Introduction: Lung cancer remains the leading cause of cancer-related deaths. Surgery is the best option for early lung cancer, and the role of adjuvant therapy remains controversial. Liquid biopsy offers a noninvasive approach to monitor cancer burden. Targeted sequencing of circulating cell free tumor DNA (ctDNA) in blood has shown success for diagnosis; however, low tumor burden and dynamic evolution of low stage disease is challenging for targeted panels. Thus, we hypothesized that a whole genome sequencing (WGS)-derived patient specific mutational signature from a matched tumor-normal WGS can provide sensitive and specific approach to detect mutations and copy numbers in ctDNA for monitoring of lung adenocarcinoma patients.

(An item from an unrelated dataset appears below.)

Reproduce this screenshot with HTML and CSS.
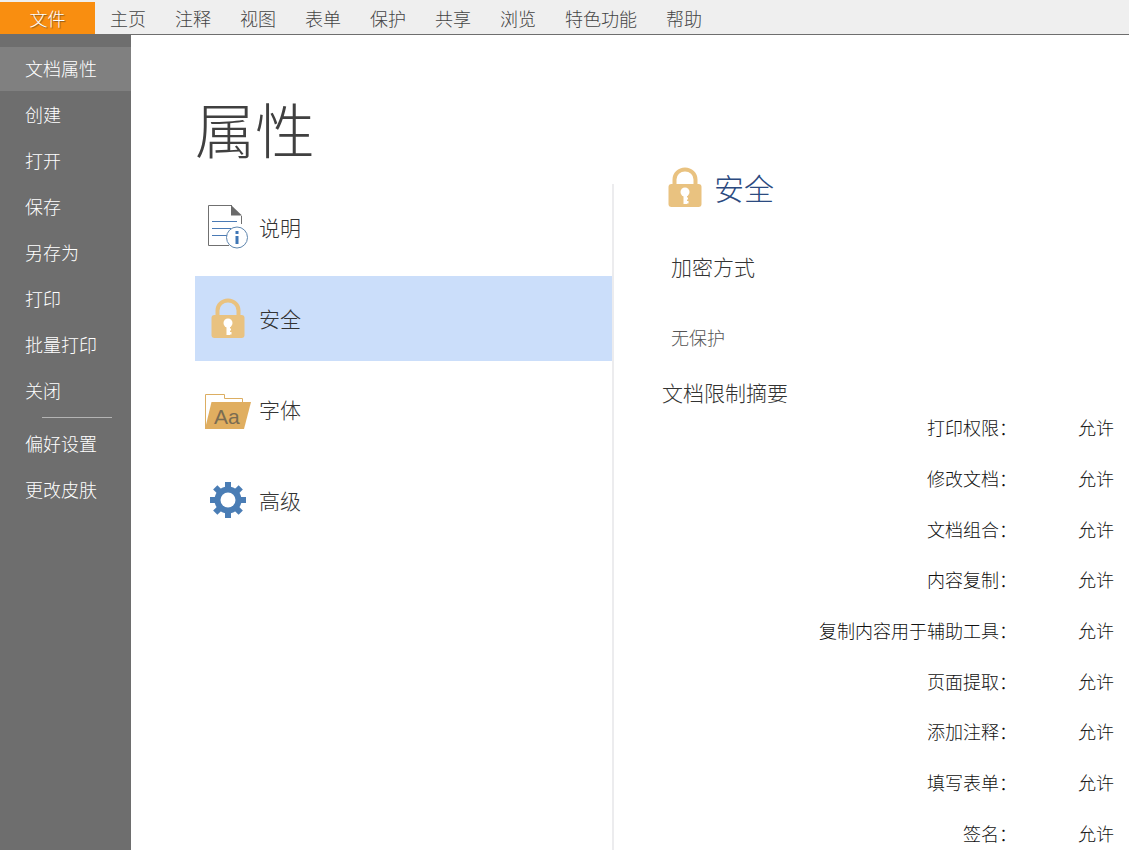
FILE: index.html
```html
<!DOCTYPE html>
<html lang="zh-CN">
<head>
<meta charset="utf-8">
<title>属性</title>
<link rel="stylesheet" href="styles.css">
</head>
<body>
<svg class="defs" width="0" height="0" aria-hidden="true">
  <symbol id="lock" viewBox="0 0 34 42">
    <path d="M4.500 19V13.500a12.500 12 0 0 1 25 0V19H25.500V13.500a8.500 8 0 0 0-17 0V19z" fill="#e9c280"/>
    <rect x="0.500" y="18" width="33" height="23" rx="3" fill="#e9c280"/>
    <circle cx="17" cy="26" r="4.500" class="keyhole"/>
    <path d="M15.500 29h3.500v2.500h1v2h-1v1.500h1.500v2.500H19V38h-3.500z" class="keyhole"/>
  </symbol>
</svg>
<header class="ribbon">
  <button class="file-tab">文件</button>
  <nav class="tabs">
    <button>主页</button><button>注释</button><button>视图</button><button>表单</button><button>保护</button><button>共享</button><button>浏览</button><button>特色功能</button><button>帮助</button>
  </nav>
</header>
<div class="backstage">
  <nav class="sidebar">
    <button class="current">文档属性</button>
    <button>创建</button>
    <button>打开</button>
    <button>保存</button>
    <button>另存为</button>
    <button>打印</button>
    <button>批量打印</button>
    <button>关闭</button>
    <hr>
    <button>偏好设置</button>
    <button>更改皮肤</button>
  </nav>
  <main class="main">
    <section class="overview">
      <h1>属性</h1>
      <div class="categories">
        <button>
          <svg width="48" height="48" viewBox="0 0 48 48" aria-hidden="true">
            <path d="M27 2.500H3.500V42.500H24M36.500 13V21" fill="none" stroke="#707070"/>
            <path d="M26 2L37 12.500H26z" fill="#6a6a6a"/>
            <path d="M7 18.500H32M7 25.500H26M7 32.500H22" fill="none" stroke="#4a7ab5"/>
            <circle cx="32" cy="34.500" r="10.500" fill="#fff" stroke="#5f86ae"/>
            <rect x="30.500" y="28" width="3" height="3" fill="#3f76b5"/>
            <rect x="30.500" y="33" width="3" height="8" fill="#3f76b5"/>
          </svg>
          <span>说明</span>
        </button>
        <button class="selected">
          <svg width="48" height="48" viewBox="0 0 48 48" aria-hidden="true"><use href="#lock" x="6" y="3" width="34" height="42"/></svg>
          <span>安全</span>
        </button>
        <button>
          <svg width="48" height="48" viewBox="0 0 48 48" aria-hidden="true">
            <path d="M0.500 44V9.500H19.500V13.500H37.500V18" fill="none" stroke="#dcae62"/>
            <path d="M6.500 17H46L39 44H0z" fill="#e0ae60"/>
            <text x="9" y="39" class="sample">Aa</text>
          </svg>
          <span>字体</span>
        </button>
        <button>
          <svg width="48" height="48" viewBox="0 0 48 48" aria-hidden="true">
            <g fill="#4a7db5">
              <path d="M20 6h6v36h-6z"/>
              <path d="M20 6h6v36h-6z" transform="rotate(45 23 24)"/>
              <path d="M20 6h6v36h-6z" transform="rotate(90 23 24)"/>
              <path d="M20 6h6v36h-6z" transform="rotate(135 23 24)"/>
              <circle cx="23" cy="24" r="13.500"/>
            </g>
            <circle cx="23" cy="24" r="7.500" fill="#fff"/>
          </svg>
          <span>高级</span>
        </button>
      </div>
    </section>
    <section class="details">
      <h2><svg width="34" height="42" aria-hidden="true"><use href="#lock"/></svg>安全</h2>
      <h3 class="method">加密方式</h3>
      <p>无保护</p>
      <h3>文档限制摘要</h3>
      <table>
        <tr><th scope="row">打印权限：</th><td>允许</td></tr>
        <tr><th scope="row">修改文档：</th><td>允许</td></tr>
        <tr><th scope="row">文档组合：</th><td>允许</td></tr>
        <tr><th scope="row">内容复制：</th><td>允许</td></tr>
        <tr><th scope="row">复制内容用于辅助工具：</th><td>允许</td></tr>
        <tr><th scope="row">页面提取：</th><td>允许</td></tr>
        <tr><th scope="row">添加注释：</th><td>允许</td></tr>
        <tr><th scope="row">填写表单：</th><td>允许</td></tr>
        <tr><th scope="row">签名：</th><td>允许</td></tr>
      </table>
    </section>
  </main>
</div>
</body>
</html>
```
FILE: styles.css
```css
* { box-sizing: border-box; }
body {
  margin: 0;
  min-height: 100vh;
  display: flex;
  flex-direction: column;
  background: #fff;
  color: #333;
  font: 300 18px/24px "Noto Sans CJK SC Light", "Noto Sans CJK SC", sans-serif;
}
button {
  border: 0;
  padding: 0;
  background: none;
  color: inherit;
  font: inherit;
  text-align: left;
  white-space: nowrap;
  cursor: pointer;
}
h1, h2, h3, p { margin: 0; font-weight: 300; }
.defs { position: absolute; }

.ribbon {
  display: flex;
  height: 35px;
  padding-top: 2px;
  background: #efefef;
  border-bottom: 1px solid #6e6e6e;
}
.file-tab {
  width: 95px;
  background: #f98e10;
  color: #fff;
  text-align: center;
  text-shadow: 1px 1px 1px #8a5a20;
}
.tabs { display: flex; gap: 29px; padding-left: 15px; color: #444; }

.backstage { flex: 1; display: flex; }
.sidebar {
  flex: 0 0 131px;
  display: flex;
  flex-direction: column;
  gap: 2px;
  padding-top: 12px;
  background: #6e6e6e;
  color: #fff;
}
.sidebar button { height: 44px; padding: 0 0 2px 25px; }
.sidebar .current { background: #808080; }
.sidebar hr {
  width: 70px;
  height: 1px;
  margin: 2px 19px 2px auto;
  border: 0;
  background: #b4b4b4;
}

.main { flex: 1; display: flex; padding-left: 64px; }
.overview { flex: 0 1 419px; display: flex; flex-direction: column; padding-top: 57px; }
h1 { margin-bottom: 20px; font-size: 60px; line-height: 72px; color: #404040; }
.categories {
  flex: 1;
  display: flex;
  flex-direction: column;
  gap: 6px;
  padding-top: 1px;
  border-right: 2px solid #ececee;
}
.categories button {
  display: flex;
  align-items: center;
  gap: 6px;
  height: 85px;
  padding: 0 0 2px 10px;
  font-size: 21px;
}
.categories .selected { background: #cbdefa; }
.keyhole { fill: #fff; }
.sample { font: 21px "Liberation Sans", sans-serif; fill: #7a6c52; }

.details { flex: 1; padding: 131px 15px 4px 48px; }
h2 {
  display: flex;
  align-items: center;
  gap: 12px;
  padding-left: 6px;
  font-size: 30px;
  line-height: 42px;
  color: #2b4a80;
}
h3 { font-size: 21px; line-height: 30px; }
.method { margin: 43px 0 44px; padding-left: 9px; }
.details p { margin-bottom: 28px; padding-left: 9px; color: #555; }
table { width: 100%; margin-top: 8px; border-collapse: collapse; color: #111; }
tr { height: 51px; vertical-align: top; }
tr:nth-child(3n) { height: 50px; }
tr:last-child { height: auto; }
th { padding: 0; font-weight: 300; text-align: right; }
td { width: 97px; padding: 0; text-align: right; }
```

Methods: We successfully profiled 50 Stage 1 or 2 lung adenocarcinomas. ctDNA was extracted from 1-2 mL of plasma, tumor DNA was extracted from pathology tissue and normal germline DNA from the white blood cells. WGS using was performed on matched tumor and normal DNA, and ctDNA extracted from plasma. WGS coverage was 40x for matched tumor-normal and 20x for ctDNA. We derived a personalized mutational pattern for each tumor and used an AI-based error suppression model for quantification and ultra-sensitive detection of ctDNA in plasma samples. A patient-specific personalized genome-wide compendium of somatic mutations and copy numbers was established and ctDNA tested at 3 to 18 available time points during the therapy or follow up. A personalized mutational signature for detection ctDNA from WGS was quantified and the ctDNA Tumor Fraction (TF) was compared to the clinical status and time to recurrence.
Results: Tumor specific signatures were derived from matched tumor-normal samples with >5% tumor purity and <30% duplications rate. Out of all patients, 33 patients showed no recurrence and 12 recurred. Tumor-specific signatures detected the presence of the tumor signature in plasma with TF as low as 10−5. Based on positive minimal residual disease in plasma, the recurrence prediction sensitivity was 0.75 and specificity 0.82, with positive predictive value of 0.6 and negative predictive value 0.9. WGS ctDNA predicted recurrence with a median lead time of 508 days before clinical/imaging recurrence. In one case we were able to identify the second primary by deconvoluting known and novel ctDNA mutations. ctDNA mutational profiles enabled identification of smoking mutational signature matching clinical history, and APOBEC and ageing signatures as well as tumor mutational burden.
Conclusions: Patient-specific WGS tumor signature from plasma derived ctDNA enables specific and ultrasensitive tracking of minimal residual disease in low stage lung adenocarcinoma patients. Molecularly positive status can be used to predict recurrence and identify patients with clinical low stage disease that may benefit from adjuvant therapy.
Citation Format: Ivy Tran, Alejandro Vargas, Reid Wilkins, Isabella Pizzillo, Kenneth Tokoro, Danielle Afterman, Tomer Lauterman, Maja Kuzman, Santiago Gonzalez, Dunja Glavas, James Smadbeck, Dillon Maloney, Jurica Levatic, Samuel Phillips, Sunil Deochand, Michael Yahalom, Ryan Ptashkin, Iman Tavassoly, Zohar Donenhirsh, Eric White, Ravi Kandasamy, Ury Alon, Paz Polak, Boris Oklander, Asaf Zviran, Matija Snuderl, Harvey I. Pass. Whole genome cell-free tumor DNA mutational signatures from blood for early detection of recurrence of low stage lung adenocarcinoma. [abstract]. In: Proceedings of the American Association for Cancer Research Annual Meeting 2023; Part 1 (Regular and Invited Abstracts); 2023 Apr 14-19; Orlando, FL. Philadelphia (PA): AACR; Cancer Res 2023;83(7_Suppl):Abstract nr 6689.